Sixteen years on, I no longer have those dashboards, and I will not quote precise latency numbers I cannot stand behind. What I can tell you is what changed shape. Before tuning, the pause profile was spiky and unpredictable – dominated by Full GC events that arrived without warning. After tuning, Full GCs became a rare event instead of a routine one; the work shifted to Minor GCs, whose brief, bounded pauses disappeared into the noise of normal latency. The backlog stopped forming. Transaction processing became smooth – not faster at the median, but honest at the tail, which in payment processing is the only place it counts.
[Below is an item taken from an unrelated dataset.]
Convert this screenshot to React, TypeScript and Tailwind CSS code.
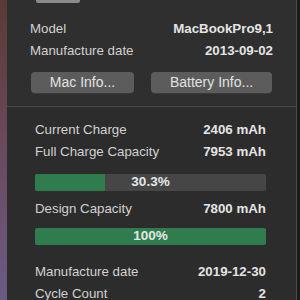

But the deeper lesson was about process, not configuration. JVM tuning is not a one-time exercise you complete and move on from. The right configuration today may need revisiting when transaction volume grows, when the data model changes, when a new release alters the object allocation pattern. Monitoring is not an afterthought – it is the ongoing work.

What this experience made clear is that architectural correctness and runtime correctness are separate concerns. A well-designed system running on misconfigured infrastructure is still a poorly performing system. The two have to be right together.

In high-performance systems, the most expensive problems accumulate quietly, beneath the architecture. The work of a performance engineer is to find them before the system does.

The JVM is not a detail. It is the runtime environment your code lives in – every object allocation, every method call, every pause happens inside it. Leaving its configuration at defaults is a reasonable starting point in development. It is not a reasonable production decision for a system that processes hundreds of transactions per second.

Understand your garbage collector. Choose it deliberately. Monitor it continuously. The defaults were designed for the general case. Your system is not the general case.